Now that a major endowment has taken this step, other fund managers are going to be emboldened to follow through on their gut instincts. These are smart guys, after all; they are aware that although their funds may be posting nominal gains, they are losing much more in purchasing power. I’m sure many have privately bought precious metals, but now they have cover to do so professionally.

Perhaps the most interesting part of UT’s billion-dollar repudiation of Fed Chairman Bernanke and his printing press, however, is that the fund demanded physical delivery of the bullion. While more commonplace in Europe, this is truly unprecedented for a stateside institution.

The delivery of physical bullion has at least two important implications. The first is that UT perceives gold to be a long-term strategy for wealth preservation, as opposed to a short-term speculation. The second is that UT must be somewhat concerned about the stability of financial markets in general, so it wants to own physical gold safely stored in a vault, as opposed to owning paper claims, shares of gold funds, or other instruments with counter-party risk.

Huge Ramifications

I have long recommended that investors hold at least 5-10% of their portfolios in physical precious metals. UT’s $1 billion position represents roughly 5% of its $20 billion endowment, so they have reached my minimum recommendation – but likely have more buying to do.

As endowment after endowment decides to sell billions of Bernanke’s dollars and diversify into gold, what might this do to the gold price? If these colossal funds start getting the idea that holding 5% of their portfolio in gold is more conservative and intelligent than holding the current average of 1%, what will this mean for gold demand? The answer is obvious and the ramifications huge.

One Small Step for Institutions, One Giant Leap for Gold

If US university endowments were to increase their gold positions from the current average of 1% to an average of 5% of their portfolios, it would equal $20 billion, or roughly 400 metric tons of gold at today’s spot price. This is significantly more than the entire yearly gold production of China, the world’s largest producer.

Beyond endowments, private foundations in the US, with 2010 assets totaling nearly $600b, would similarly require nearly 600 metric tons of gold if they sought to hold 5% of their assets in the metal – almost twice China’s yearly production.
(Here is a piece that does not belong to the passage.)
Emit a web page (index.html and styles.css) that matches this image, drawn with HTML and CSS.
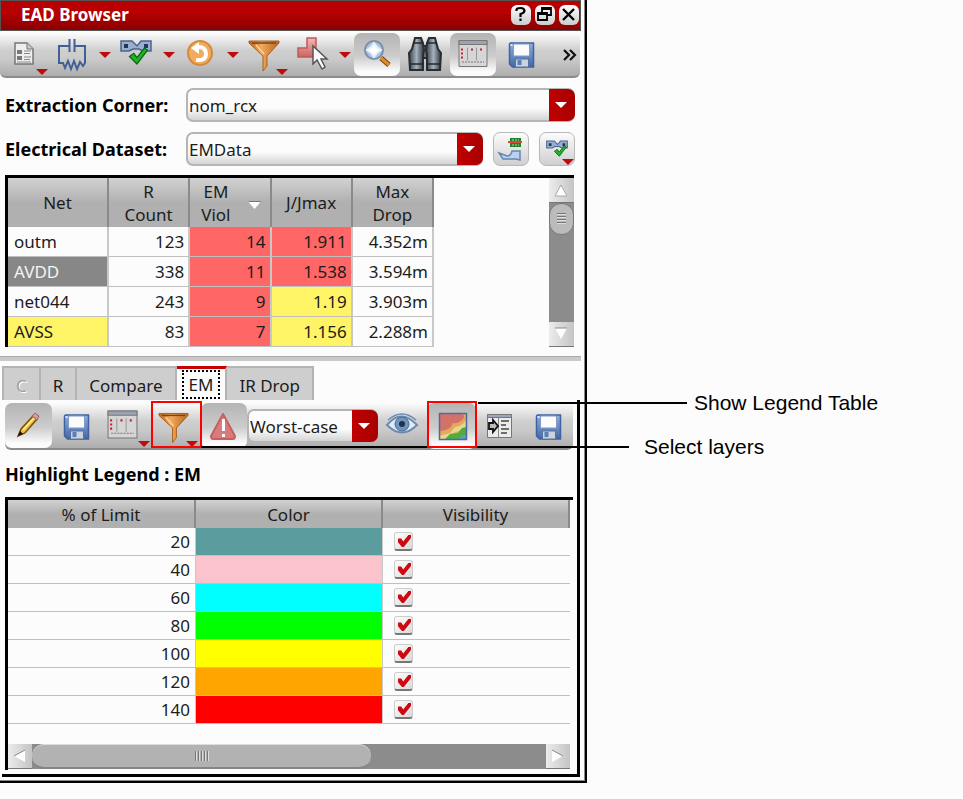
FILE: index.html
```html
<!DOCTYPE html>
<html lang="en">
<head>
<meta charset="utf-8">
<title>EAD Browser</title>
<link rel="stylesheet" href="styles.css">
</head>
<body>
<svg class="defs" aria-hidden="true">
  <defs>
    <linearGradient id="gOrange" x1="0" x2="1" y1="0" y2="0"><stop offset="0" stop-color="#b8651a"/><stop offset=".4" stop-color="#f3a95b"/><stop offset="1" stop-color="#b9681f"/></linearGradient>
    <linearGradient id="gBlue" x1="0" x2="0" y1="0" y2="1"><stop offset="0" stop-color="#8fb0da"/><stop offset="1" stop-color="#4468a4"/></linearGradient>
    <linearGradient id="gBarrel" x1="0" x2="1" y1="0" y2="0"><stop offset="0" stop-color="#3a4046"/><stop offset=".5" stop-color="#a3b1bd"/><stop offset="1" stop-color="#30363c"/></linearGradient>
    <linearGradient id="gRed" x1="0" x2="0" y1="0" y2="1"><stop offset="0" stop-color="#f2b6b4"/><stop offset="1" stop-color="#cf6262"/></linearGradient>
    <symbol id="drop" viewBox="0 0 12 6"><path d="M0 0h12L6 6z" fill="#bd0c10"/></symbol>
    <symbol id="save" viewBox="0 0 26 26">
      <path d="M2 1h23v24H4l-3-3V2z" fill="url(#gBlue)" stroke="#3f62a0" stroke-width="1.5"/>
      <path d="M5 2h16v12H5z" fill="#fbfbfb" stroke="#7f9ac8"/>
      <path d="M7 17h13v8H7z" fill="#ccd3dc" stroke="#5573a5"/><path d="M9 18h4v5H9z" fill="#5a7fb8"/><path d="M2 2h2v2H2z" fill="#dbe7f8"/>
    </symbol>
    <symbol id="funnel" viewBox="0 0 32 32">
      <path d="M1 1h30v2L19 16v10l-4 5v-15L1 3z" fill="url(#gOrange)" stroke="#a8601f" stroke-width="1"/>
      <path d="M4 3h24" stroke="#7f4210" stroke-width="1.5"/><path d="M8 5l8 9" stroke="#ffd39c" stroke-width="1.5"/>
    </symbol>
    <symbol id="panel" viewBox="0 0 30 28">
      <path d="M1 1h28v26H1z" fill="#d6d6d6" stroke="#777"/><path d="M1 1h28v4H1z" fill="#9aa4b5" stroke="#777"/>
      <path d="M9.500 8v13M18.500 8v13" stroke="#999"/><path d="M4 22.500h22" stroke="#777" stroke-dasharray="2 1"/>
      <path d="M3 9h2v2H3zM3 13h2v2H3zM3 17h2v2H3zM13 9h2v2h-2zM22 9h2v2h-2z" fill="#c22"/>
    </symbol>
    <symbol id="tick" viewBox="0 0 20 17"><path d="M2 9l4-3 3 4 7-9 3 2L9 16z" fill="#21b428" stroke="#0b6612" stroke-width="1.200"/></symbol>
    <symbol id="net" viewBox="0 0 32 12">
      <path d="M1 1h11l5 5 4-5h10v10h-8l-4-2h-6l-4 2H1z" fill="#9aafd0" stroke="#4a648f" stroke-width="1.500"/><path d="M4 4h4v4H4zM24 4h4v4h-4z" fill="#253756"/>
    </symbol>
  </defs>
</svg>

<main class="page">
  <section class="window">
    <header class="titlebar">
      <h1>EAD Browser</h1>
      <button class="winbtn" type="button" aria-label="Help"><svg width="19" height="19" viewBox="0 0 19 19"><path d="M5.500 6V4.500Q6 3 9.500 3t4 2.500Q13.500 8 9.500 9v3M9.500 13.500v2.500" fill="none" stroke="#000" stroke-width="2.200"/></svg></button>
      <button class="winbtn" type="button" aria-label="Restore"><svg width="19" height="19" viewBox="0 0 19 19"><path d="M7 7V3h9v7h-4M7 4h9M3 8h9v7H3zM3 9h9" fill="none" stroke="#000" stroke-width="1.800"/></svg></button>
      <button class="winbtn" type="button" aria-label="Close"><svg width="19" height="19" viewBox="0 0 19 19"><path d="M4 4l11 11M15 4L4 15" stroke="#000" stroke-width="2.400"/></svg></button>
    </header>

    <div class="toolbar toolbar-main">
      <button class="tool" type="button" aria-label="Report"><svg width="52" height="44" viewBox="0 0 52 44">
        <path d="M15 10h12l6 6v15H15z" fill="#eee" stroke="#777" stroke-width="1.500"/><path d="M27 10v6h6" fill="#ccc" stroke="#777"/>
        <path d="M17 17h5v4h-5zM17 23h5v4h-5z" fill="#777"/><path d="M24 18h7M24 20.500h6M24 24h7M24 26.500h6M17 29h14" stroke="#888"/>
        <use href="#drop" x="36" y="36" width="12" height="6"/></svg></button>
      <button class="tool" type="button" aria-label="Parasitics"><svg width="64" height="44" viewBox="52 0 64 44">
        <path d="M69.500 6v13M74.500 6v13M69 13H59v17h4l2 5 3-7 3 8 3-8 3 8 3-7 3 4 2-3V13H75" fill="none" stroke="#416096" stroke-width="2"/>
        <use href="#drop" x="99" y="19" width="12" height="6"/></svg></button>
      <button class="tool" type="button" aria-label="Check nets"><svg width="64" height="44" viewBox="116 0 64 44">
        <use href="#net" x="120" y="7" width="32" height="12"/><use href="#tick" x="127" y="14" width="22" height="18"/>
        <use href="#drop" x="163" y="19" width="12" height="6"/></svg></button>
      <button class="tool" type="button" aria-label="Refresh"><svg width="64" height="44" viewBox="180 0 64 44">
        <circle cx="200" cy="20" r="12" fill="#f0ab5e" stroke="#d58a3c" stroke-width="2"/>
        <path d="M196 27q10 1 10-6t-8-7" fill="none" stroke="#fff" stroke-width="4"/><path d="M191 15l8-6v12z" fill="#fff"/>
        <use href="#drop" x="227" y="19" width="12" height="6"/></svg></button>
      <button class="tool" type="button" aria-label="Filter"><svg width="48" height="44" viewBox="244 0 48 44">
        <use href="#funnel" x="248" y="7" width="32" height="32"/><use href="#drop" x="276" y="36" width="12" height="6"/></svg></button>
      <button class="tool" type="button" aria-label="Select shape"><svg width="62" height="44" viewBox="292 0 62 44">
        <path d="M307 5h9v19h-18v-9h9z" fill="url(#gRed)" stroke="#c05a5a" stroke-width="1.500"/>
        <path d="M313 13v18l4-4 5 9 3-2-4-8h6z" fill="#fbfbfb" stroke="#555" stroke-width="1.500"/>
        <use href="#drop" x="339" y="19" width="12" height="6"/></svg></button>
      <button class="tool pressed" type="button" aria-label="Zoom"><svg width="46" height="44" viewBox="354 0 46 44">
        <path d="M381 25l8 7" stroke="#7e4310" stroke-width="5"/><path d="M381 25l8 7" stroke="#e28a28" stroke-width="3"/>
        <circle cx="374" cy="17" r="9" fill="#a9c3e2" stroke="#7c8ea5" stroke-width="2"/>
        <path d="M374 10l3 4 4 3-4 3-3 4-3-4-4-3 4-3z" fill="#fff" stroke="#e6effa" stroke-width="2"/></svg></button>
      <button class="tool" type="button" aria-label="Find"><svg width="50" height="44" viewBox="400 0 50 44">
        <g stroke="#292d31" stroke-width="2"><path d="M421 13h8v12h-8z" fill="#68727c"/>
        <path d="M415 5h6l2 5 1 7-1 5v15h-13l-1-17 3-4z" fill="url(#gBarrel)"/><path d="M429 5h6l3 11 3 4-1 17h-13V22l-1-5 1-7z" fill="url(#gBarrel)"/></g>
        <path d="M413 10h9M428 10h9M410 31h13M427 31h13" stroke="#23282c" stroke-width="1.500"/></svg></button>
      <button class="tool pressed" type="button" aria-label="Show table"><svg width="46" height="44" viewBox="450 0 46 44"><use href="#panel" x="458" y="6" width="30" height="29"/></svg></button>
      <button class="tool" type="button" aria-label="Save"><svg width="50" height="44" viewBox="496 0 50 44"><use href="#save" x="508" y="9" width="27" height="26"/></svg></button>
      <button class="tool more" type="button" aria-label="More tools"><svg width="18" height="44" viewBox="0 0 18 44"><path d="M2 17l5 5-5 5M8 17l5 5-5 5" fill="none" stroke="#111" stroke-width="2.200"/></svg></button>
    </div>

    <div class="field">
      <label for="corner">Extraction Corner:</label>
      <span class="combo"><select id="corner"><option>nom_rcx</option></select></span>
    </div>
    <div class="field">
      <label for="dataset">Electrical Dataset:</label>
      <span class="combo"><select id="dataset"><option>EMData</option></select></span>
      <button class="sidebtn" type="button" aria-label="Load dataset"><svg width="34" height="34" viewBox="0 0 34 34">
        <path d="M16 5h11v9H16z" fill="#24812a"/><path d="M18 7h7M18 12h7" stroke="#a7e29c" stroke-dasharray="2 1"/><path d="M14 9h14" stroke="#d44" stroke-width="2"/>
        <path d="M5 20l8 3q4 0 5-5h8v9l-4-1H9z" fill="#b9d2ef" stroke="#6687b1" stroke-width="1.500"/></svg></button>
      <button class="sidebtn" type="button" aria-label="Check dataset"><svg width="34" height="34" viewBox="0 0 34 34">
        <use href="#net" x="6" y="7" width="22" height="9"/><use href="#tick" x="12" y="12" width="16" height="12"/><use href="#drop" x="22" y="26" width="12" height="6"/></svg></button>
    </div>

    <div class="frame net-frame">
      <table class="grid nets">
        <thead><tr><th>Net</th><th>R<br>Count</th><th class="sorted">EM<br>Viol</th><th>J/Jmax</th><th>Max<br>Drop</th></tr></thead>
        <tbody>
          <tr><td>outm</td><td>123</td><td class="bad">14</td><td class="bad">1.911</td><td>4.352m</td></tr>
          <tr><td class="selected">AVDD</td><td>338</td><td class="bad">11</td><td class="bad">1.538</td><td>3.594m</td></tr>
          <tr><td>net044</td><td>243</td><td class="bad">9</td><td class="warn">1.19</td><td>3.903m</td></tr>
          <tr><td class="warn">AVSS</td><td>83</td><td class="bad">7</td><td class="warn">1.156</td><td>2.288m</td></tr>
        </tbody>
      </table>
      <div class="vscroll">
        <button type="button" aria-label="Scroll up"><svg width="24" height="24" viewBox="0 0 24 24"><path d="M6 18l6-11 6 11z" fill="#fff" stroke="#aaa"/></svg></button>
        <div class="vtrack"><div class="vthumb"></div></div>
        <button type="button" aria-label="Scroll down"><svg width="24" height="24" viewBox="0 0 24 24"><path d="M6 6l6 11 6-11z" fill="#fff"/><path d="M6 6h12" stroke="#888"/></svg></button>
      </div>
    </div>

    <div class="splitter"></div>

    <nav class="tabs">
      <button class="tab" type="button" disabled>C</button>
      <button class="tab" type="button">R</button>
      <button class="tab" type="button">Compare</button>
      <button class="tab active" type="button"><span>EM</span></button>
      <button class="tab" type="button">IR Drop</button>
    </nav>

    <div class="pane">
      <div class="toolbar toolbar-em">
        <button class="tool pressed" type="button" aria-label="Edit"><svg width="47" height="46" viewBox="5 0 47 46">
          <path d="M18 33l3-7L33 13l4 3-12 14z" fill="#f0bd36" stroke="#775019" stroke-width="1.500"/><path d="M23 27l11-12" stroke="#fff0a0" stroke-width="1.500"/><path d="M32 13l3-3 4 3-2 4z" fill="#d99a94" stroke="#966"/><path d="M18 33l2-5 3 3z" fill="#111"/></svg></button>
        <button class="tool" type="button" aria-label="Save"><svg width="52" height="46" viewBox="52 0 52 46"><use href="#save" x="63" y="11" width="27" height="26"/></svg></button>
        <button class="tool" type="button" aria-label="Table columns"><svg width="47" height="46" viewBox="104 0 47 46"><use href="#panel" x="107" y="7" width="31" height="29"/><use href="#drop" x="138" y="38" width="12" height="6"/></svg></button>
        <div class="marked"><button class="tool" type="button" aria-label="Select layers"><svg width="50" height="46" viewBox="151 0 50 46"><use href="#funnel" x="158" y="9" width="31" height="32"/><use href="#drop" x="186" y="38" width="12" height="6"/></svg></button>
          <div class="callout callout-layers">Select layers</div></div>
        <button class="tool pressed" type="button" aria-label="Violations"><svg width="46" height="46" viewBox="201 0 46 46">
          <path d="M223 11l12 22q0 3-2 3h-20q-2 0-2-3z" fill="#d87b7b" stroke="#c46262" stroke-width="2" stroke-linejoin="round"/><path d="M223.500 16v12M223.500 31v3" stroke="#fff" stroke-width="3"/></svg></button>
        <span class="combo"><select id="mode" aria-label="Analysis mode"><option>Worst-case</option></select></span>
        <button class="tool" type="button" aria-label="Visibility"><svg width="49" height="46" viewBox="378 0 49 46">
          <path d="M387 22q14-17 30 0q-15 15-30 0z" fill="#e2ebf3" stroke="#6c8bad" stroke-width="2"/><circle cx="402" cy="21" r="7" fill="#7195bd" stroke="#456b99"/><circle cx="402" cy="21" r="3" fill="#1d3453"/><path d="M388 17q14-12 28 0" fill="none" stroke="#6c8bad" stroke-width="1.500"/></svg></button>
        <div class="marked short"><button class="tool pressed" type="button" aria-label="Show Legend Table"><svg width="49" height="46" viewBox="427 0 49 46">
          <path d="M439 10h28v27h-28z" fill="#e3a95a"/><path d="M439 10h22q5 2 2 6-4 5-10 4-3 8-14 8z" fill="#d4726a"/><path d="M467 15q-3 8-12 9l-5 6-11 3v4h7l5-6 10-4 6-4z" fill="#ecd48e"/><path d="M444 37l6-6 8-1 4-5 5-1v13z" fill="#4eae3d"/><path d="M458 37l4-5h5v5z" fill="#6596c0"/><path d="M439.500 10.500h27v26h-27z" fill="none" stroke="#4e68a0" stroke-width="1.500"/></svg></button>
          <div class="callout callout-legend">Show Legend Table</div></div>
        <button class="tool" type="button" aria-label="Export report"><svg width="49" height="46" viewBox="476 0 49 46">
          <path d="M487.500 11.500h24v23h-24z" fill="#ececec" stroke="#777"/><path d="M487.500 11.500h24v3h-24z" fill="#9ba7b9" stroke="#777"/><path d="M498.500 15v19" stroke="#888"/><path d="M501 18h8M501 22h5M501 26h8M501 30h6" stroke="#444" stroke-width="1.500"/>
          <path d="M489 20h4v-3l5 6-5 6v-3h-4z" fill="#bbb" stroke="#111" stroke-width="1.800"/></svg></button>
        <button class="tool" type="button" aria-label="Save legend"><svg width="48" height="46" viewBox="525 0 48 46"><use href="#save" x="535" y="11" width="27" height="26"/></svg></button>
      </div>

      <h2>Highlight Legend : EM</h2>

      <div class="frame legend-frame">
        <table class="grid legend">
          <thead><tr><th>% of Limit</th><th>Color</th><th>Visibility</th></tr></thead>
          <tbody>
            <tr><td>20</td><td class="teal"></td><td><input type="checkbox" checked aria-label="Show 20"></td></tr>
            <tr><td>40</td><td class="pink"></td><td><input type="checkbox" checked aria-label="Show 40"></td></tr>
            <tr><td>60</td><td class="cyan"></td><td><input type="checkbox" checked aria-label="Show 60"></td></tr>
            <tr><td>80</td><td class="green"></td><td><input type="checkbox" checked aria-label="Show 80"></td></tr>
            <tr><td>100</td><td class="yellow"></td><td><input type="checkbox" checked aria-label="Show 100"></td></tr>
            <tr><td>120</td><td class="orange"></td><td><input type="checkbox" checked aria-label="Show 120"></td></tr>
            <tr><td>140</td><td class="red"></td><td><input type="checkbox" checked aria-label="Show 140"></td></tr>
          </tbody>
        </table>
        <div class="hscroll">
          <button type="button" aria-label="Scroll left"><svg width="24" height="24" viewBox="0 0 24 24"><path d="M17 6L6 12l11 6z" fill="#fff"/><path d="M17 6L6 12" stroke="#888"/></svg></button>
          <div class="htrack"><div class="hthumb"></div></div>
          <button type="button" aria-label="Scroll right"><svg width="24" height="24" viewBox="0 0 24 24"><path d="M6 6l11 6-11 6z" fill="#fff"/><path d="M6 6l11 6" stroke="#888"/></svg></button>
        </div>
      </div>
    </div>
  </section>
</main>
</body>
</html>
```
FILE: styles.css
```css
* { box-sizing: border-box; }

body {
  margin: 0;
  background: #fcfcfc;
  color: #1c1c1c;
  font: 17px/23px "Noto Sans", "Open Sans", sans-serif;
}

button, select { font: inherit; color: inherit; }
button { margin: 0; padding: 0; border: 0; background: none; }
svg { display: block; }
.defs { position: absolute; width: 0; height: 0; }

.page {
  display: grid;
  grid-template-columns: minmax(0, 587px) 1fr;
  align-items: start;
}

.window {
  border-right: 2px solid #000;
  border-bottom: 2px solid #000;
  box-shadow: inset -1px -1px #888;
  padding-bottom: 4px;
}

/* Title bar */
.titlebar {
  display: flex;
  align-items: center;
  gap: 4px;
  height: 31px;
  margin-right: 4px;
  padding: 0 1px 2px 20px;
  border: 1px solid #555;
  background: linear-gradient(#b80000 40%, #8a0000);
}
.titlebar h1 {
  flex: 1;
  margin: 0;
  color: #fff;
  font-size: 17px;
  line-height: 23px;
}
.winbtn {
  width: 20px;
  height: 20px;
  border-radius: 6px;
  background: linear-gradient(#fff, #ccc);
}

/* Toolbars */
.toolbar {
  display: flex;
  border-bottom: 2px solid #8c8c8c;
  border-radius: 0 0 6px 6px;
  background: linear-gradient(#fcfcfc, #cfcfcf 40%, #cacaca 60%, #adadad);
}
.toolbar-main { height: 45px; margin: 2px 5px 10px 0; }
.toolbar-em { height: 47px; margin: 0 4px 0 3px; }
.tool { flex: none; }
.pressed {
  border-radius: 7px;
  background: linear-gradient(#b4b4b4, #cdcdcd 55%, #fcfcfc 90%);
}
.more { margin-left: auto; }

/* Form rows */
.field {
  display: flex;
  align-items: center;
  gap: 10px;
  margin: 0 10px 10px 5px;
}
.field label {
  width: 171px;
  color: #000;
  font-size: 18px;
  font-weight: bold;
}
.combo {
  position: relative;
  flex: 1;
  height: 34px;
}
.combo select {
  width: 100%;
  height: 100%;
  padding: 0 30px 0 1px;
  appearance: none;
  border: 2px solid #b5b5b5;
  border-radius: 7px;
  background: linear-gradient(#fcfcfc 60%, #d4d4d4);
}
.combo::before {
  content: "";
  position: absolute;
  inset: 1px 0 1px auto;
  width: 26px;
  border-radius: 0 7px 7px 0;
  background: linear-gradient(90deg, #c00000, #a80000);
  pointer-events: none;
}
.combo::after {
  content: "";
  position: absolute;
  top: 14px;
  right: 8px;
  width: 12px;
  height: 6px;
  background: #fff;
  clip-path: polygon(0 0, 100% 0, 50% 100%);
  pointer-events: none;
}
.toolbar .combo { margin-top: 6px; }
.sidebtn {
  display: grid;
  place-items: center;
  width: 36px;
  height: 34px;
  border: 1px solid #b8b8b8;
  border-radius: 7px;
  background: linear-gradient(#fcfcfc, #cfcfcf);
}

/* Tables */
.frame {
  border-top: 3px solid #000;
  border-left: 3px solid #000;
}
.grid {
  border-collapse: separate;
  border-spacing: 0;
  table-layout: fixed;
}
.grid th {
  padding: 0;
  border-right: 2px solid #8a8a8a;
  background: linear-gradient(#d2d2d2, #b0b0b0 50%);
  font-weight: normal;
}
.grid td {
  border-right: 2px solid #c8c8c8;
  border-bottom: 1px solid #c0c0c0;
  text-align: right;
}

.net-frame {
  display: flex;
  justify-content: space-between;
  margin: -1px 11px 9px 5px;
}
.nets { width: 426px; }
.nets th { height: 49px; }
.nets td { height: 30px; padding: 0 4px; }
.nets th:first-child { width: 101px; }
.nets td:first-child { padding-left: 6px; text-align: left; }
.nets th.sorted { position: relative; padding-right: 28px; }
.sorted::before,
.sorted::after {
  content: "";
  position: absolute;
  top: 23px;
  right: 9px;
  width: 12px;
  height: 1px;
  background: #777;
}
.sorted::after {
  top: 24px;
  height: 7px;
  background: #fff;
  clip-path: polygon(0 0, 100% 0, 50% 100%);
}
.nets .bad { background: #ff6666; }
.nets .warn { background: #fff466; }
.nets .selected { background: #878787; color: #f4f4f4; }

/* Scroll bars */
.vscroll { display: flex; flex-direction: column; width: 25px; }
.vscroll button, .hscroll button {
  border-bottom: 1px solid #777;
  background: linear-gradient(90deg, #ececec, #c4c4c4);
}
.vtrack, .htrack { flex: 1; background: #8c8c8c; }
.vthumb {
  height: 32px;
  border: 1px solid #777;
  border-radius: 12px;
  background:
    repeating-linear-gradient(#777 0 1px, #ddd 1px 2px, #bbb 2px 3px) center / 9px 12px no-repeat,
    #bbb;
}
.hscroll { display: flex; height: 25px; margin-top: 20px; }
.hthumb {
  width: 66%;
  height: 25px;
  border-top: 1px solid #ddd;
  border-bottom: 2px solid #858585;
  border-radius: 12px;
  background:
    repeating-linear-gradient(90deg, #777 0 1px, #ddd 1px 2px, #b2b2b2 2px 3px) center / 14px 10px no-repeat,
    #b2b2b2;
}

.splitter {
  height: 5px;
  margin-right: 4px;
  border-top: 1px solid #aaa;
  background: #cacaca;
}

/* Tabs */
.tabs {
  display: flex;
  height: 34px;
  margin: 5px 0 0 2px;
}
.tab {
  padding: 3px 12px 0;
  border-top: 2px solid #b4b4b4;
  border-right: 2px solid #b4b4b4;
  background: #cecece;
}
.tab:first-child { border-left: 2px solid #b4b4b4; }
.tab:disabled { color: #a0a0a0; text-shadow: 1px 1px #fff; }
.tab.active {
  padding: 0 5px;
  border-top: 3px solid #c80000;
  background: #fcfcfc;
}
.tab.active span {
  display: block;
  padding: 1px 5px;
  border: 2px dotted #000;
}

/* EM pane */
.pane {
  margin: 0 5px 0 2px;
  padding: 3px 0 4px;
  border-right: 3px solid #000;
  border-bottom: 3px solid #000;
}
.pane h2 {
  margin: 0;
  padding: 2px 0 0 3px;
  color: #000;
  font-size: 18px;
  line-height: 45px;
}
.legend-frame { margin: 0 4px 0 3px; padding: 0 3px 1px 0; }
.legend { width: 100%; }
.legend th { height: 28px; }
.legend th:first-child { width: 188px; }
.legend td { height: 28px; padding: 0 5px; border-right-width: 1px; }
.legend td:last-child {
  border-right: 0;
  padding-left: 11px;
  text-align: left;
}
.teal { background: #5b9c9e; }
.pink { background: #fbc3cc; }
.cyan { background: #00ffff; }
.green { background: #00ff00; }
.yellow { background: #ffff00; }
.orange { background: #ffa500; }
.red { background: #ff0000; }

input[type="checkbox"] {
  display: block;
  width: 19px;
  height: 19px;
  margin: 0;
  appearance: none;
  border: 1px solid #ccc;
  border-bottom: 2px solid #777;
  border-radius: 3px;
  background: linear-gradient(135deg, #fff, #d8d8d8);
}
input[type="checkbox"]:checked::before {
  content: "";
  display: block;
  width: 13px;
  height: 12px;
  margin: 2px 0 0 3px;
  background: #cc0a10;
  clip-path: polygon(0 30%, 25% 30%, 40% 55%, 80% 0, 100% 0, 100% 25%, 45% 100%, 30% 100%, 0 60%);
}

/* Annotations over the toolbar */
.marked { position: relative; }
.marked::before {
  content: "";
  position: absolute;
  inset: -2px -1px 0 0;
  border: 2px solid #f00;
  pointer-events: none;
}
.callout {
  position: absolute;
  left: 100%;
  display: flex;
  align-items: center;
  color: #000;
  font: 21px/24px "Liberation Sans", Arial, sans-serif;
  white-space: nowrap;
  pointer-events: none;
}
.callout::before {
  content: "";
  height: 2px;
  background: #000;
}
.callout-layers { top: 32px; gap: 15px; }
.callout-layers::before { width: 428px; }
.callout-legend { top: -12px; gap: 7px; }
.callout-legend::before { width: 209px; margin-left: 2px; }
```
And again, these are just US endowments and foundations; there’s a whole world of demand beyond the borders – and we can’t forget sovereign wealth funds (SFWs).

The largest SWF in the world, Abu Dhabi Investment Authority, has assets worth over $600b alone. The second and third largest funds, Norway and Saudi Arabia, together constitute roughly a trillion dollars in assets.

Getting in before the Herd

The point here is simple: the total investable funds around the world are immense relative to the size of the gold market. It’s not hard to perceive what a simple move from 1% to 5% of the average institutional portfolio would do to the price of gold, and this why the University of Texas’ bullion delivery is so important – it’s a vivid indication that such a move is now taking place.

Gold remains widely neglected among the big-money players, but it’s clear that they’re beginning to come to terms with the US dollar’s terrible prospects. After all, while fund managers don’t want to veer from the herd, they also don’t want to follow the herd off a cliff.

The University of Texas, with its billion-dollar stash of physical gold, is one institution that has finally seen the cliff. The physical delivery of this purchase exemplifies the severity of the threat that UT’s endowment board perceives.

The average investor should recognize that there is little time left to purchase precious metals before substantial new demand drives the price of gold higher. A very small percentage change in large institutional investment is all that’s required for massive gold price increases.

I believe we are on the cusp of a smart-money gold rush. It will drive gold to a record in real terms, even before retail investors join in. Though you may have missed the last decade of gains, there is still a chance to buy in before the stampede.